Demon Flash Bandit (Crime Does Not Pay)

Wednesday, July 21, 2010

Aliens Love Earth Food

For several days, there has been a news video on AOL Internet news that shows a UFO over China. Of course, as usual, the humans speculate on whether it is an alien spaceship, a military experiment, or even a hoax. The most obvious reason is never mentioned. The pilot, Teska, was hungry and he dropped by China for some dinner--almond chicken. Next week, you may very well see a UFO over Italy when Teska decides he is in the mood for pizza. You might wonder how I know this information, and there is a simple explanation for my knowledge. I was introduced to Teska by a mutual friend, Rover 1, who is from Sirius, the Dog Star. Teska often drops by Earth to pick up food when he is hungry. It seems that the other planets do not offer a large choice of restaurants so Teska comes here when he gets hungry. Because he doesn't want to cause a big crowd at the restaurant which would make it take longer to get his food, the advanced technology of his space ship can turn the ship into a human looking car when it lands to approach the restaurant. Usually the humans never see it in the air, but sometimes they do get a glimpse of the ship, and then they get excited because they don't know what the ship happens to be.
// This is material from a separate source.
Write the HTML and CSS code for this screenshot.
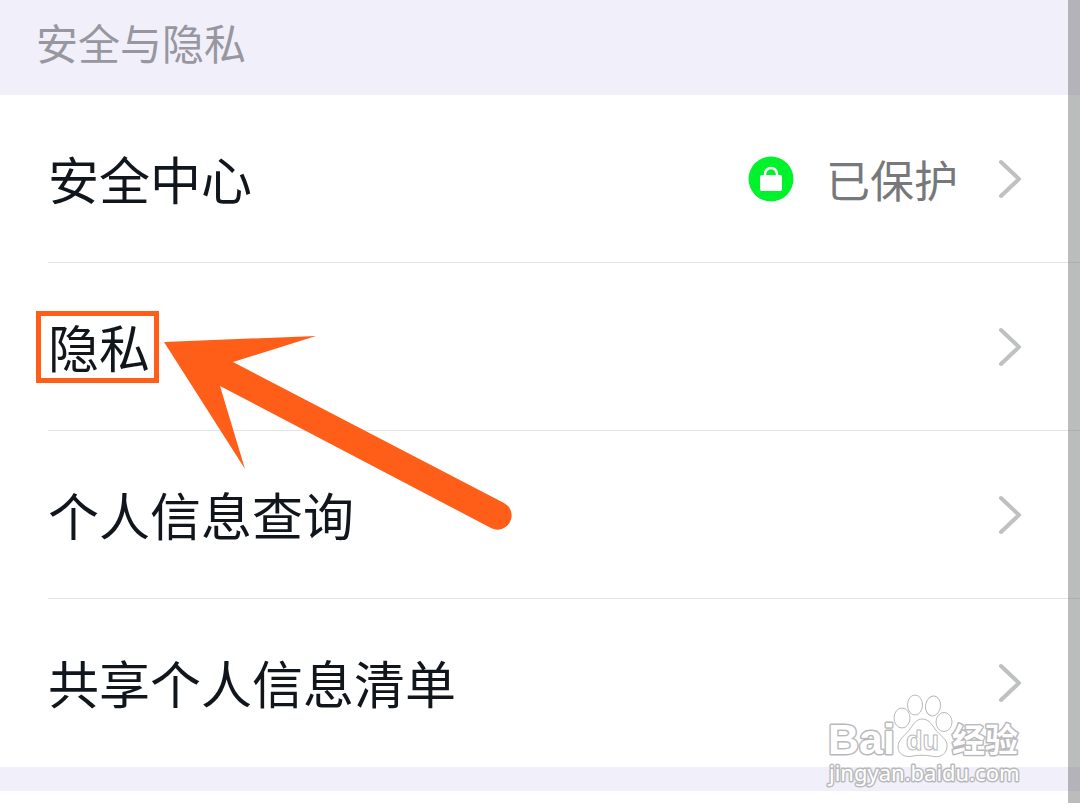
FILE: index.html
```html
<!doctype html>
<html lang="zh-CN">
	<head>
		<meta charset="utf-8">
		<title>安全与隐私</title>

		<link rel="stylesheet" href="styles.css">
	</head>
	<body>
		<main class="settings">
			<h1 class="heading">安全与隐私</h1>

			<nav class="list">
				<a class="row" href="#security">
					<span class="label">安全中心</span>
					<svg class="lock" viewBox="0 0 46 46" aria-hidden="true">
						<circle cx="23" cy="23" r="22.5" fill="#00f22c"/>
						<path d="M17 21v-3a6 6 0 0 1 12 0v3" fill="none" stroke="#fff" stroke-width="2.5"/>
						<rect x="12" y="19" width="22" height="16" rx="2" fill="#fff"/>
					</svg>
					<span class="status">已保护</span>
					<svg class="chevron" viewBox="0 0 24 40" aria-hidden="true"><path d="M3 3l18 17L3 37"/></svg>
				</a>
				<a class="row" href="#privacy">
					<span class="label highlight">隐私
						<svg class="arrow" viewBox="0 0 350 196" aria-hidden="true">
							<path d="M0 7L152 1L69 27L340 168A14 14 0 0 1 327 193L56 51L81 134Z"/>
						</svg>
					</span>
					<svg class="chevron" viewBox="0 0 24 40" aria-hidden="true"><path d="M3 3l18 17L3 37"/></svg>
				</a>
				<a class="row" href="#query">
					<span class="label">个人信息查询</span>
					<svg class="chevron" viewBox="0 0 24 40" aria-hidden="true"><path d="M3 3l18 17L3 37"/></svg>
				</a>
				<a class="row" href="#shared">
					<span class="label">共享个人信息清单</span>
					<svg class="chevron" viewBox="0 0 24 40" aria-hidden="true"><path d="M3 3l18 17L3 37"/></svg>
				</a>
			</nav>

			<div class="divider"></div>
			<div class="next"></div>
			<div class="scrollbar"></div>

			<svg class="watermark" viewBox="0 0 210 100" role="img" aria-label="Baidu 经验">
				<text class="latin" x="8" y="64">Bai</text>
				<path d="M102 29c6 0 9 4 13 10 5 7 13 10 12 18-1 9-9 11-16 9-6-1-12-1-18 0-8 2-15-2-15-9 0-8 7-11 12-18 4-6 7-10 12-10z"/>
				<ellipse cx="82" cy="28" rx="8" ry="10"/>
				<ellipse cx="95" cy="15" rx="7.5" ry="10"/>
				<ellipse cx="113" cy="16" rx="7.5" ry="10" transform="rotate(8 113 16)"/>
				<ellipse cx="124" cy="32" rx="8" ry="9.5"/>
				<text class="du" x="86" y="60">du</text>
				<text class="cjk" x="132" y="62">经验</text>
				<text class="url" x="9" y="91">jingyan.baidu.com</text>
			</svg>
		</main>
	</body>
</html>
```

FILE: styles.css
```css
body {
	margin: 0;
	background: #fff;
	color: #10161c;
	font-family: "Noto Sans CJK SC", sans-serif;
}

.settings {
	position: relative;
	overflow: hidden;
}

.heading {
	margin: 0;
	padding: 12px 36px 23px;
	background: #f0effa;
	color: #98979f;
	font-size: 42px;
	font-weight: 400;
	line-height: 60px;
}

.list {
	padding-left: 48px;
}

.row {
	display: flex;
	align-items: center;
	height: 167px;
	padding-right: 58px;
	border-bottom: 1px solid #e3e4e6;
	color: inherit;
	text-decoration: none;
}

.row:last-child {
	border-bottom-color: transparent;
}

.label {
	margin-right: auto;
	padding-bottom: 2px;
	font-size: 51px;
	line-height: 60px;
}

.highlight {
	position: relative;
	margin-left: -12px;
	padding-right: 4px;
	padding-left: 7px;
	border: 5px solid #ff5e18;
}

.arrow {
	position: absolute;
	top: 19px;
	left: 123px;
	z-index: 1;
	width: 350px;
	height: 196px;
	fill: #ff5e18;
}

.lock {
	width: 46px;
	height: 46px;
	margin-right: 32px;
}

.status {
	margin-right: 40px;
	color: #77787a;
	font-size: 44px;
	line-height: 60px;
}

.chevron {
	width: 24px;
	height: 40px;
	fill: none;
	stroke: #bfc0c1;
	stroke-width: 4;
	stroke-linecap: round;
	stroke-linejoin: round;
}

.divider {
	height: 24px;
	background: #f0effa;
}

.next {
	height: 12px;
}

.scrollbar {
	position: absolute;
	top: 0;
	right: 0;
	bottom: 0;
	width: 12px;
	background: rgba(110, 112, 112, 0.47);
}

.watermark {
	position: absolute;
	right: 50px;
	bottom: 13px;
	width: 210px;
	height: 100px;
	fill: #fff;
	stroke: #b9b9bb;
	stroke-width: 1;
}

.watermark text {
	paint-order: stroke;
	stroke-width: 3;
	stroke-linejoin: round;
}

.latin {
	font: bold 43px "Liberation Sans", sans-serif;
}

.watermark .du {
	font: bold 27px "Liberation Sans", sans-serif;
	paint-order: normal;
	stroke-width: 1;
}

.cjk {
	font: bold 33px "Noto Sans CJK SC", sans-serif;
}

.url {
	font: 22px "Noto Sans", sans-serif;
}
```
If I told them it was just Teska getting some Chinese food, I doubt that they would believe me, and I'm sure someone will decide it is some kind of conspiracy to get our best human recipes to take back to their home planet. Would it really matter is Teska's planet has an Outback Steakhouse? It really won't be competition for our planet's food since we can't jump into a space ship and run to their planet to get dinner. I think the humans should let Teska get his dinner and leave quietly. He prefers not to be in the limelight since he is just a regular guy.